Objective.
Will you print the material below without altering a single character?

Raw data.
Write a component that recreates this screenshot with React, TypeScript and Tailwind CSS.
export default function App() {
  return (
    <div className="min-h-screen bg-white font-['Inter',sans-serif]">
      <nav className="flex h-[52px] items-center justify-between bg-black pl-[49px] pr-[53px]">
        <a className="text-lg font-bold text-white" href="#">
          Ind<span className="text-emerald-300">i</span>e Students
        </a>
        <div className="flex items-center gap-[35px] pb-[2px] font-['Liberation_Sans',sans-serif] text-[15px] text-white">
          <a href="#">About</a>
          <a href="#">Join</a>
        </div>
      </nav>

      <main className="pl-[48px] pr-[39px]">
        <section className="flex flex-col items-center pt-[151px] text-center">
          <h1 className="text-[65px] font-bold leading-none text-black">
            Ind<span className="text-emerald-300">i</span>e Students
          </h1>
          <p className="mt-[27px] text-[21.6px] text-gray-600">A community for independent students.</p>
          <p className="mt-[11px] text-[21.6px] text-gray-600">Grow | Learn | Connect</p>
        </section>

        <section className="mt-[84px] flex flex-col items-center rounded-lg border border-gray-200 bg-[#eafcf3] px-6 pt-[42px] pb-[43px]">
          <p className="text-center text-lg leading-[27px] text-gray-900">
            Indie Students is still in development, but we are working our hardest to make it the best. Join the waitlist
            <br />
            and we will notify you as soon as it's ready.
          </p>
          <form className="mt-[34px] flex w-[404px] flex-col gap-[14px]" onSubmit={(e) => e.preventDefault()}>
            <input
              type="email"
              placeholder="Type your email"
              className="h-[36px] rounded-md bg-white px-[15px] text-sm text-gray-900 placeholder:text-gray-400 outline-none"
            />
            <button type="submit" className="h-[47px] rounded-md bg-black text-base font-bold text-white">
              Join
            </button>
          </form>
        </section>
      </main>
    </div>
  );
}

Result for this task.
Write a component that recreates this screenshot with React, TypeScript and Tailwind CSS.
export default function App() {
  return (
    <div className="min-h-screen bg-white font-['Inter',sans-serif]">
      <nav className="flex h-[52px] items-center justify-between bg-black pl-[49px] pr-[53px]">
        <a className="text-lg font-bold text-white" href="#">
          Ind<span className="text-emerald-300">i</span>e Students
        </a>
        <div className="flex items-center gap-[35px] pb-[2px] font-['Liberation_Sans',sans-serif] text-[15px] text-white">
          <a href="#">About</a>
          <a href="#">Join</a>
        </div>
      </nav>

      <main className="pl-[48px] pr-[39px]">
        <section className="flex flex-col items-center pt-[151px] text-center">
          <h1 className="text-[65px] font-bold leading-none text-black">
            Ind<span className="text-emerald-300">i</span>e Students
          </h1>
          <p className="mt-[27px] text-[21.6px] text-gray-600">A community for independent students.</p>
          <p className="mt-[11px] text-[21.6px] text-gray-600">Grow | Learn | Connect</p>
        </section>

        <section className="mt-[84px] flex flex-col items-center rounded-lg border border-gray-200 bg-[#eafcf3] px-6 pt-[42px] pb-[43px]">
          <p className="text-center text-lg leading-[27px] text-gray-900">
            Indie Students is still in development, but we are working our hardest to make it the best. Join the waitlist
            <br />
            and we will notify you as soon as it's ready.
          </p>
          <form className="mt-[34px] flex w-[404px] flex-col gap-[14px]" onSubmit={(e) => e.preventDefault()}>
            <input
              type="email"
              placeholder="Type your email"
              className="h-[36px] rounded-md bg-white px-[15px] text-sm text-gray-900 placeholder:text-gray-400 outline-none"
            />
            <button type="submit" className="h-[47px] rounded-md bg-black text-base font-bold text-white">
              Join
            </button>
          </form>
        </section>
      </main>
    </div>
  );
}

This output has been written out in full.